What strikes me about that definition is that “without permission” bit. However are we fiction writers to seek “permission” to use a character from another race or culture, or to employ the vernacular of a group to which we don’t belong? Do we set up a stand on the corner and approach passers-by with a clipboard, getting signatures that grant limited rights to employ an Indonesian character in Chapter Twelve, the way political volunteers get a candidate on the ballot?
While Shriver justifiably bristles at the consequences of weaponised identity politics, she does not use her speech to dwell on the reasons for the rise of this hyper self-conscious, self-censoring phenomenon. Fellow author Ian McEwan, on the other hand, is more than happy to point out the root causes of the identity politics resurgence, recently commenting in an interview:
“These children have grown up in an era of peace and plenty, and nothing much to worry about, so into that space comes this sort of resurgence that the campus politics is all about you, not about income inequality, nuclear weapons, climate change, all the other things you think students might address, the fate of your fellow humans, migrants drowning at sea. All of those things that might concern the young are lost to a wish for authority to bless them [..] rather than to challenge authority.”

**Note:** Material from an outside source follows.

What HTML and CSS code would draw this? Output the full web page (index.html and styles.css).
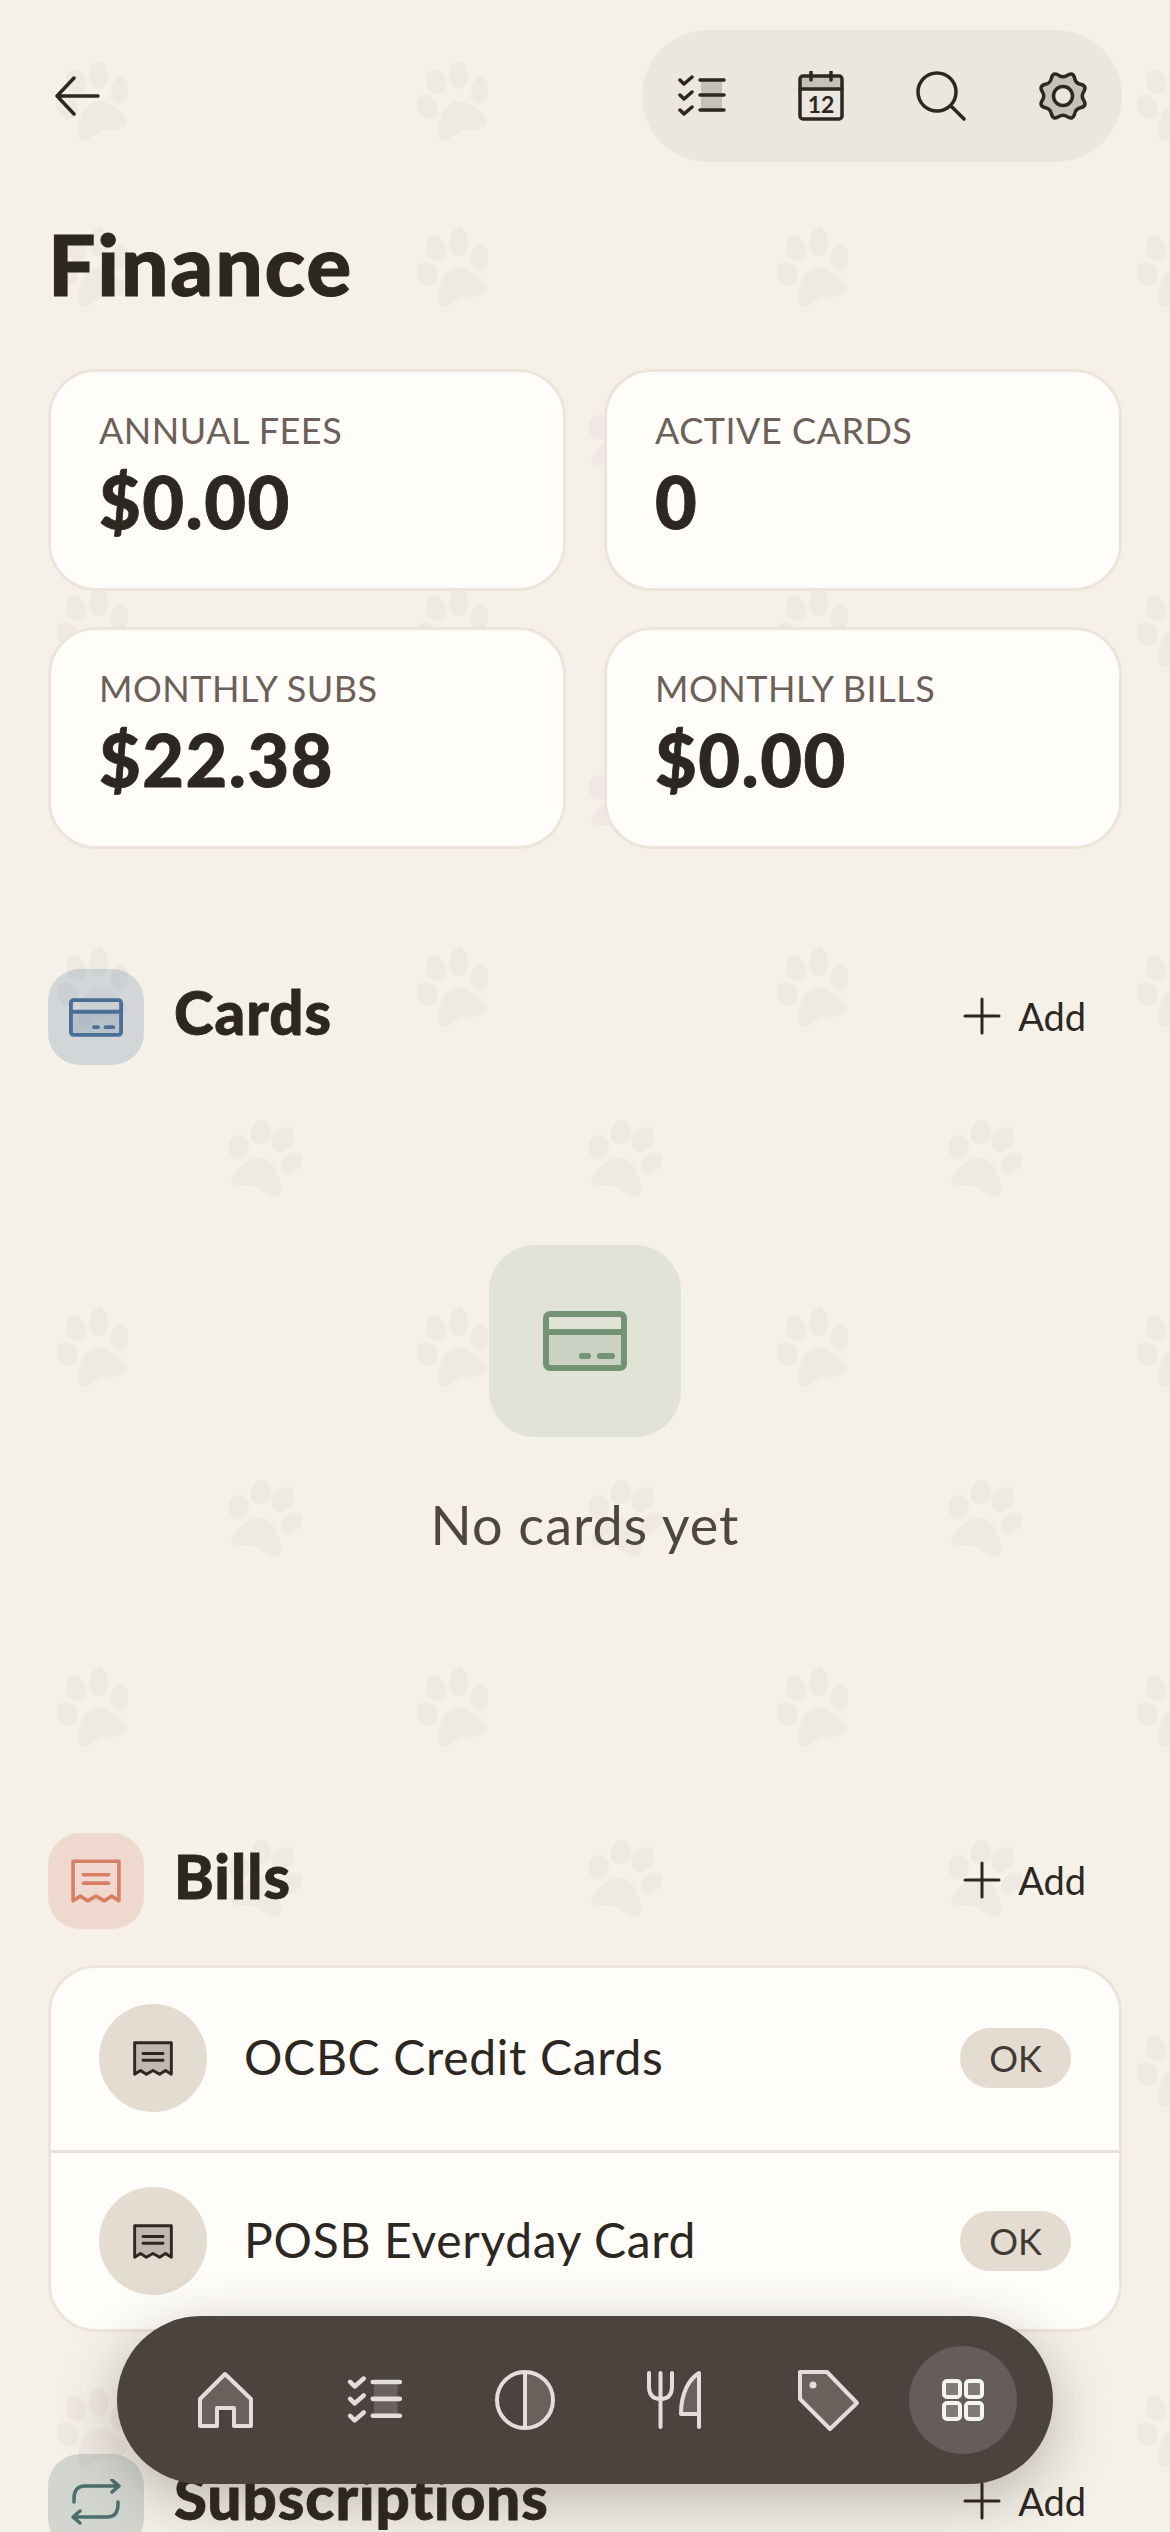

To which this blog responded:
Doesn’t that just perfectly sum up the Cult of Social Justice and Identity Politics? A generation of students raised at a time of great material abundance, peace and prosperity arrive at university to find most of the great injustices of the past already slain by previous generations of campaigners. Bereft of purpose but still feeling the strong student urge to embrace a cause, they crank up their sensitivity settings to perceive any slight or inequity, however small or unintentional, to be evidence of the systematic oppression of one or more classes of prescribed victim groups.
McEwan’s last sentence is particularly profound – the idea that today’s young people no longer rail against authority in the way that student activists of old did, but rather make tear-stained appeals to authority figures to intercede on their behalf. This is the victimhood culture, clearly distinct from an honour culture (which would encourage the individual to stand up to minor sleights or “microaggressions” and confront the issue themselves) or a dignity culture (which would only sanction involving authorities in case of grave injury).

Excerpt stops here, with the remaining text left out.